There were certain pieces of mine that were licensed into the film that touched on those instruments so we had a starting point instrumentation-wise. I think their addition helps bring the score away from any genre, which was part of the goal here. We were never going for overt references – nothing too on the nose – and the story isn’t just about country or rural life. It’s a universal story of aging and memory within a family. The main characters are a mechanic, a hi-fi salesmen, a beautician and a TV news anchor. They’re once or twice removed from farmers and the more classic rural characters. It’s true that they are traveling through the heartland and exploring their rural roots. So the landscape and towns we see are part and parcel of that. But my hope is that the score reflects all of this rather than just the country side of things.
Were the sessions for “Nebraska” more like playing with your band than scoring a film?

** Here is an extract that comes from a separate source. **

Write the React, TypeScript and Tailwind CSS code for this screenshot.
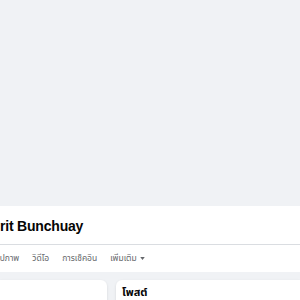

I wouldn’t say so. It’s not like i had a kind of carte blanche to jam along with picture and see what happened. Our music editor and score producer Richard ford and I had a real clear sense going into the scoring sessions what was happening when, and how. But that being said, I did rely on Rob and Carla’s natural abilities. We’ve been working together for over 20 years, and have been friends since we were children. They’re both fantastic improvisers so even though notes are on the page, I try to leave some room to take advantage of their skills. In general, I’d say I’m more drawn to this kind of music making when possible.
Did you ever take any road trips that inspired you for this score?
I toured as an engineer both nationally and internationally for years mixing for musicians like Bill Frisell, The Lounge Lizards and Mr. Bungle. Then Tin Hat got signed and i began touring again with my own group. I’ve driven out 3 cars to over 300,000 miles. I write when i travel, and have a simple mobile rig that’s battery powered. I have a kind of singing shorthand that I use so it’s hands-free. So I’d say road trips have always been inspirational for me. I still will hit the road to clear my head and work on material, though in Portland that’s more often on my bike these days.
Do you think the score’s relatively simple approach makes the movie more emotional?
I think that the simpler approach does help you connect to the characters and stay with them, Maybe that helps connect to what they’re going through emotionally.
Were you ever worried about the score being too much of a downer, especially given the depressing subject matter of people trapped in dead-end lives?
I guess i don’t see it that way. I think of this as a redemptive film, and a film about what the loss of memory and aging means to the younger generation. There’s also David’s slow realization of who his father really is, as seen through the eyes of his old “friends” and Woody’s hometown. The character’s quixotic quest is just the vehicle for those realizations.
With Woody only talking whenever he has to, how important was it for your music to reflect the “buried” good guy that might lie underneath his bluster? And what do you think the score says about having an impossible dream that everyone else laughs at your for?
I hope that the score starts neutral and takes on emotion as the film progresses. I think that’s the advantage of having gone with a more thematic score, as the return of a theme means something different as the characters develop. I think there’s also an innocence in parts of the score that works well with Woody’s dementia-sponsored childlike moments. But at the same time it’s hopeful. With all of that said, I think letting the brilliant script, acting, and directing work for themselves is what made the best sense – rather than emotionally leading anyone with score.
How long do you think you’d last on a road trip with Woody?
I’ve toured with worse. My Spanish driver on Tin Hat’s first Blue Note tour makes Woody seem like a sweetheart.